Lastly, Senator Feeney filed amendment #67 to provide $5,000,000 for the design, rehabilitation, construction, safety improvements, accessibility upgrades, rest room construction, landscaping, paving and reopening of the rest area and facility located on Interstate 95 in the town of Mansfield. This site, which is the first such rest area for travelers entering the State from the south on I-95, is currently closed and in a state of disrepair. Feeney, in working with his colleagues in the House delegation as well as local officials and organizations, envisions a welcoming facility and open space that hosts electric vehicle charging stations, safe and comfortable restrooms, well-lit parking spots, snack and beverage vending, and kiosks that provide information and details to travelers about local tourist destinations, businesses and restaurants within the surrounding communities. “Right now, the building is closed, shuttered, and falling apart and port-a-potties are lined up next to litter and construction debris.

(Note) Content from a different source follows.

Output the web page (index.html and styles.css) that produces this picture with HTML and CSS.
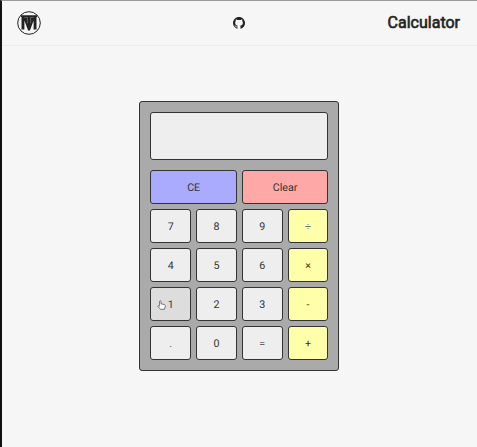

The place looks disgusting and, I’m embarrassed that this is the first stop for travelers as they enter Massachusetts,” said Feeney. “This funding will convert the site to a Regional Visitor Information Center to properly greet visitors and residents as they enter the Commonwealth and head off to shop at local businesses and visit destinations like The Xfinity Center, TPC Golf Course, Gillette Stadium, Plainridge Casino, and other regional attractions. We shouldn’t have to fight this hard for something that should be common sense, but the Representatives and I will continue to look for every legislative vehicle possible to get this site fixed up.”

A version of this legislation having previously been passed in the House of Representatives, a conference committee will now be appointed to reconcile any differences between the versions of this bill. Bond bills are strictly legislative authorizations for the Commonwealth to borrow for the purposes contained in the legislation, however the final appropriations are decided by the Governor.